Calculate the Mean ( $\mu$ ):

\hat{\mu} = \frac{1}{n} \sum_{i=1}^{n} x_i

Here, $n = 10 (the number of data points), and the data points$ $x_i$ are given.

\hat{\mu} = \frac{1}{10} (115 + 122 + 130 + 127 + 149 + 160 + 152 + 138 + 149 + 180)

First, sum the data points:

115 + 122 + 130 + 127 + 149 + 160 + 152 + 138 + 149 + 180 = 1422

Now, calculate the mean:

$\hat{\mu}=\frac{1422}{10}=142.2$

Calculate the Variance ( $\sigma^2$ ):

\hat{\sigma}^2 = \frac{1}{n} \sum_{i=1}^{n} (x_i - \hat{\mu})^2

Maximum A Posteriori Estimation (MAP)

Maximum A Posteriori (MAP) estimation is a method in Bayesian statistics used to estimate the parameters of a statistical model. It combines the likelihood of the observed data with prior information about the parameters to find the most probable parameter value.
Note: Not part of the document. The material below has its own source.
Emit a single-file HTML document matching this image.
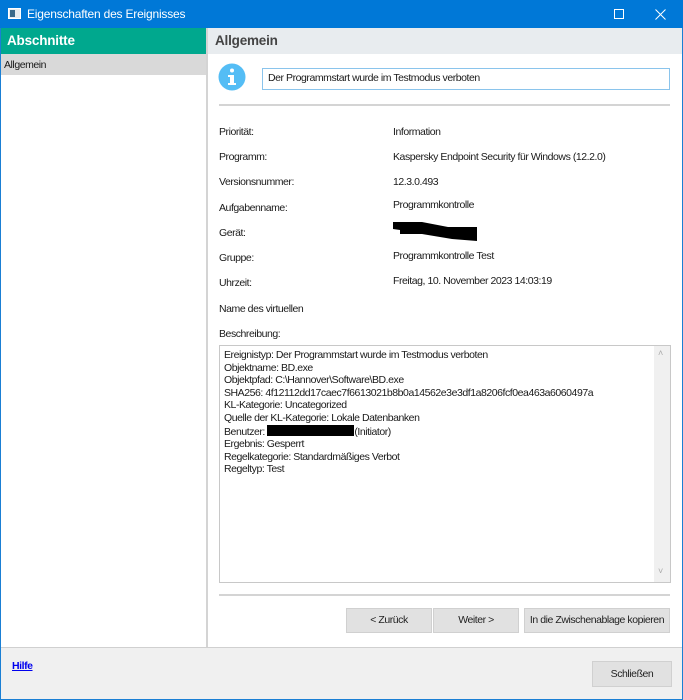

MLE is powerful when you have enough data. However, it doesn’t work well when observed data size is small. For example, if Liverpool only had 2 matches and they won the 2 matches, then the estimated value of $\theta$ by MLE is $2/2 = 1$. It means that the estimation says Liverpool wins 100%, which is unrealistic estimation. MAP can help dealing with this issue.

Assume that we have a prior knowledge that Liverpool’s winning percentage for the past few seasons were around 50%.Then, without the data from this season, we already have somewhat idea of potential value of $\theta$. Based (only) on the prior knowledge, the value of $\theta$ is most likely to be 0.5, and less likely to be 0 or 1. On the other words, the probability of $\theta=0.5$ is higher than $\theta=0$ or $1$. Calling this as the prior probability $P(θ)$.

Then, having the observed data $D$ (30 win out of 38 matches) from this season, we can update this $P(\theta)$ which is based only on the prior knowledge. The updated probability of $\theta$ given $D$ is expressed as $P(\theta|D)$ and called the posterior probability.

Now, we want to know the best guess of $\theta$ considering both our prior knowledge and the observed data. It means maximising $P(\theta|D)$ and it’s the MAP estimation.